## Required task
Omit all images. Transcribe the rest of the material below exactly.

## Raw data
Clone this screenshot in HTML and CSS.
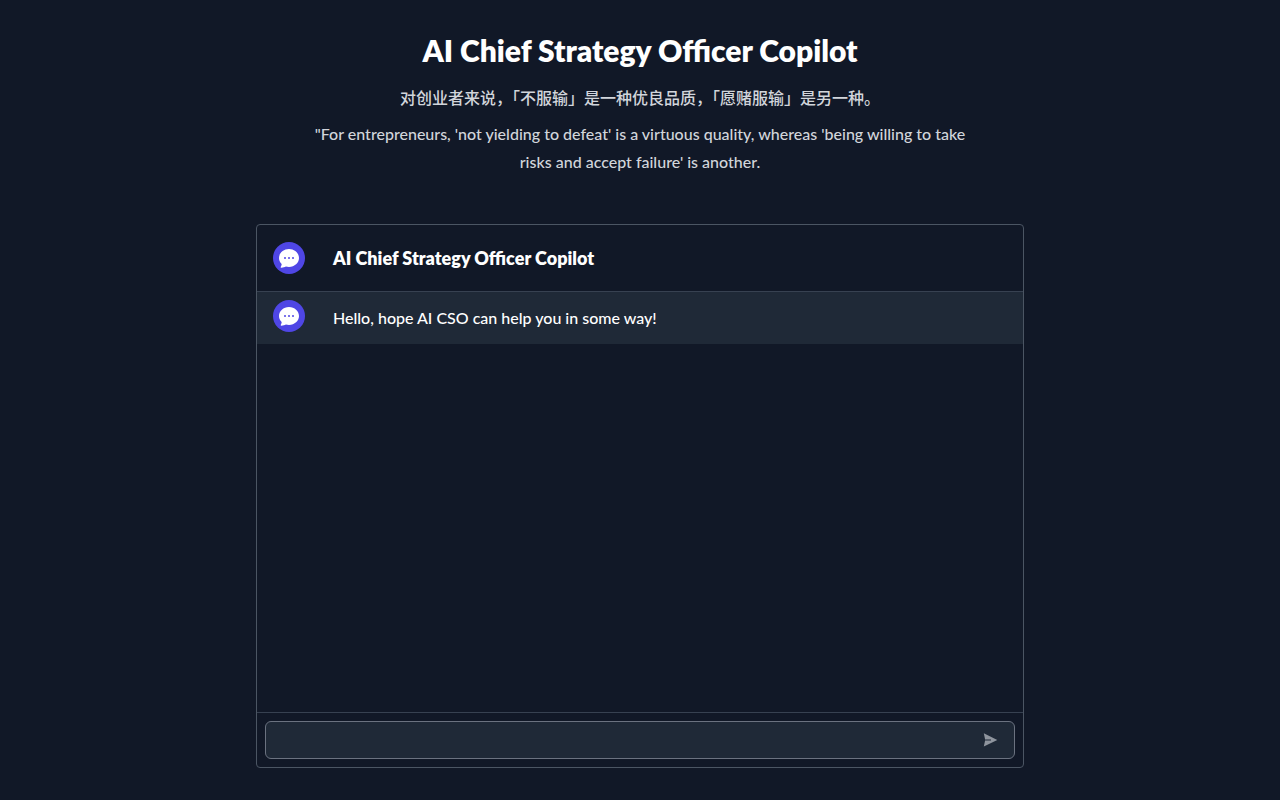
FILE: index.html
```html
<!DOCTYPE html>
<html lang="en">
<head>
    <meta charset="UTF-8">
    <meta name="viewport" content="width=device-width, initial-scale=1.0">
    <title>AI Chief Strategy Officer Copilot</title>
    <link rel="stylesheet" href="styles.css">
</head>
<body>
    <!-- Speech bubble shared by the avatars -->
    <svg class="sprite" aria-hidden="true">
        <symbol id="bubble" viewBox="0 0 32 32">
            <path fill="#fff" d="M16 7C10.400 7 6 11 6 16c0 2.400 1 4.500 2.700 6.100-.1 1.200-.4 2-.9 2.700-.3.500.1 1 .6.900 1.800-.2 3.200-.5 4.500-1.200 1 .3 2 .4 3.100.4 5.600 0 10-4 10-8.900S21.600 7 16 7z"/>
            <g fill="#4f46e5">
                <circle cx="12" cy="16" r="1"/>
                <circle cx="16" cy="16" r="1"/>
                <circle cx="20" cy="16" r="1"/>
            </g>
        </symbol>
    </svg>

    <div class="page">
        <header class="intro">
            <h1>AI Chief Strategy Officer Copilot</h1>
            <p lang="zh-CN">对创业者来说，「不服输」是一种优良品质，「愿赌服输」是另一种。</p>
            <p>"For entrepreneurs, 'not yielding to defeat' is a virtuous quality, whereas 'being willing to take risks and accept failure' is another.</p>
        </header>

        <main class="chat">
            <div class="chat-header">
                <span class="avatar"><svg><use href="#bubble"/></svg></span>
                <h2>AI Chief Strategy Officer Copilot</h2>
            </div>

            <div class="messages">
                <div class="message">
                    <span class="avatar"><svg><use href="#bubble"/></svg></span>
                    <p>Hello, hope AI CSO can help you in some way!</p>
                </div>
            </div>

            <form class="composer">
                <div class="field">
                    <input type="text" aria-label="Message">
                    <button type="button" aria-label="Send">
                        <svg viewBox="0 0 16 16"><path fill="#8f959e" d="M1.800 1.300 15.300 8 1.800 14.600 3 9H9V7H3z"/><path fill="#656c77" d="M3 7.200H9v1.600H3z"/></svg>
                    </button>
                </div>
            </form>
        </main>
    </div>
</body>
</html>
```

FILE: styles.css
```css
* {
    box-sizing: border-box;
}
body {
    margin: 0;
    background-color: #111827;
    color: white;
    font-family: Lato, "Noto Sans CJK SC", sans-serif;
    font-size: 16px;
    line-height: 28px;
}
h1, h2, p {
    margin: 0;
}
.sprite {
    position: absolute;
    width: 0;
    height: 0;
}
.page {
    display: flex;
    flex-direction: column;
    min-height: 100vh;
    max-width: 768px;
    margin: 0 auto;
    padding: 32px 0;
}
.intro {
    max-width: 672px;
    margin: 0 auto 48px;
    text-align: center;
    color: #d1d5db;
    font-weight: 500;
}
.intro h1 {
    margin-bottom: 16px;
    color: white;
    font-size: 30px;
    font-weight: 800;
    line-height: 36px;
}
.intro p + p {
    margin-top: 8px;
}

/* Chat window */
.chat {
    display: flex;
    flex: 1;
    flex-direction: column;
    border: 1px solid #4b5563;
    border-radius: 4px;
}
.chat-header {
    display: flex;
    align-items: center;
    gap: 28px;
    padding: 17px 16px;
    border-bottom: 1px solid #374151;
}
.chat-header h2 {
    font-size: 18px;
    font-weight: 800;
    line-height: 32px;
}
.avatar {
    flex: none;
    width: 32px;
    height: 32px;
    border-radius: 50%;
    background-color: #4f46e5;
}
.avatar svg {
    display: block;
    width: 32px;
    height: 32px;
}
.messages {
    flex: 1;
}
.message {
    display: flex;
    gap: 28px;
    padding: 8px 16px 12px;
    background-color: #1f2937;
    font-weight: 500;
}
.message p {
    padding-top: 4px;
}

/* Input row */
.composer {
    padding: 8px;
    border-top: 1px solid #374151;
}
.field {
    display: flex;
    align-items: center;
    height: 38px;
    padding-right: 16px;
    border: 1px solid #6b7280;
    border-radius: 6px;
    background-color: #1f2937;
}
.field input {
    flex: 1;
    min-width: 0;
    height: 36px;
    padding: 0 12px;
    border: none;
    outline: none;
    background: none;
    color: white;
    font: inherit;
}
.field button {
    width: 16px;
    height: 16px;
    padding: 0;
    border: none;
    background: none;
    cursor: pointer;
}
.field svg {
    display: block;
    width: 16px;
    height: 16px;
}
```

## Response to the task
Clone this screenshot in HTML and CSS.
FILE: index.html
```html
<!DOCTYPE html>
<html lang="en">
<head>
    <meta charset="UTF-8">
    <meta name="viewport" content="width=device-width, initial-scale=1.0">
    <title>AI Chief Strategy Officer Copilot</title>
    <link rel="stylesheet" href="styles.css">
</head>
<body>
    <!-- Speech bubble shared by the avatars -->
    <svg class="sprite" aria-hidden="true">
        <symbol id="bubble" viewBox="0 0 32 32">
            <path fill="#fff" d="M16 7C10.400 7 6 11 6 16c0 2.400 1 4.500 2.700 6.100-.1 1.200-.4 2-.9 2.700-.3.500.1 1 .6.900 1.800-.2 3.200-.5 4.500-1.200 1 .3 2 .4 3.100.4 5.600 0 10-4 10-8.900S21.600 7 16 7z"/>
            <g fill="#4f46e5">
                <circle cx="12" cy="16" r="1"/>
                <circle cx="16" cy="16" r="1"/>
                <circle cx="20" cy="16" r="1"/>
            </g>
        </symbol>
    </svg>

    <div class="page">
        <header class="intro">
            <h1>AI Chief Strategy Officer Copilot</h1>
            <p lang="zh-CN">对创业者来说，「不服输」是一种优良品质，「愿赌服输」是另一种。</p>
            <p>"For entrepreneurs, 'not yielding to defeat' is a virtuous quality, whereas 'being willing to take risks and accept failure' is another.</p>
        </header>

        <main class="chat">
            <div class="chat-header">
                <span class="avatar"><svg><use href="#bubble"/></svg></span>
                <h2>AI Chief Strategy Officer Copilot</h2>
            </div>

            <div class="messages">
                <div class="message">
                    <span class="avatar"><svg><use href="#bubble"/></svg></span>
                    <p>Hello, hope AI CSO can help you in some way!</p>
                </div>
            </div>

            <form class="composer">
                <div class="field">
                    <input type="text" aria-label="Message">
                    <button type="button" aria-label="Send">
                        <svg viewBox="0 0 16 16"><path fill="#8f959e" d="M1.800 1.300 15.300 8 1.800 14.600 3 9H9V7H3z"/><path fill="#656c77" d="M3 7.200H9v1.600H3z"/></svg>
                    </button>
                </div>
            </form>
        </main>
    </div>
</body>
</html>
```

FILE: styles.css
```css
* {
    box-sizing: border-box;
}
body {
    margin: 0;
    background-color: #111827;
    color: white;
    font-family: Lato, "Noto Sans CJK SC", sans-serif;
    font-size: 16px;
    line-height: 28px;
}
h1, h2, p {
    margin: 0;
}
.sprite {
    position: absolute;
    width: 0;
    height: 0;
}
.page {
    display: flex;
    flex-direction: column;
    min-height: 100vh;
    max-width: 768px;
    margin: 0 auto;
    padding: 32px 0;
}
.intro {
    max-width: 672px;
    margin: 0 auto 48px;
    text-align: center;
    color: #d1d5db;
    font-weight: 500;
}
.intro h1 {
    margin-bottom: 16px;
    color: white;
    font-size: 30px;
    font-weight: 800;
    line-height: 36px;
}
.intro p + p {
    margin-top: 8px;
}

/* Chat window */
.chat {
    display: flex;
    flex: 1;
    flex-direction: column;
    border: 1px solid #4b5563;
    border-radius: 4px;
}
.chat-header {
    display: flex;
    align-items: center;
    gap: 28px;
    padding: 17px 16px;
    border-bottom: 1px solid #374151;
}
.chat-header h2 {
    font-size: 18px;
    font-weight: 800;
    line-height: 32px;
}
.avatar {
    flex: none;
    width: 32px;
    height: 32px;
    border-radius: 50%;
    background-color: #4f46e5;
}
.avatar svg {
    display: block;
    width: 32px;
    height: 32px;
}
.messages {
    flex: 1;
}
.message {
    display: flex;
    gap: 28px;
    padding: 8px 16px 12px;
    background-color: #1f2937;
    font-weight: 500;
}
.message p {
    padding-top: 4px;
}

/* Input row */
.composer {
    padding: 8px;
    border-top: 1px solid #374151;
}
.field {
    display: flex;
    align-items: center;
    height: 38px;
    padding-right: 16px;
    border: 1px solid #6b7280;
    border-radius: 6px;
    background-color: #1f2937;
}
.field input {
    flex: 1;
    min-width: 0;
    height: 36px;
    padding: 0 12px;
    border: none;
    outline: none;
    background: none;
    color: white;
    font: inherit;
}
.field button {
    width: 16px;
    height: 16px;
    padding: 0;
    border: none;
    background: none;
    cursor: pointer;
}
.field svg {
    display: block;
    width: 16px;
    height: 16px;
}
```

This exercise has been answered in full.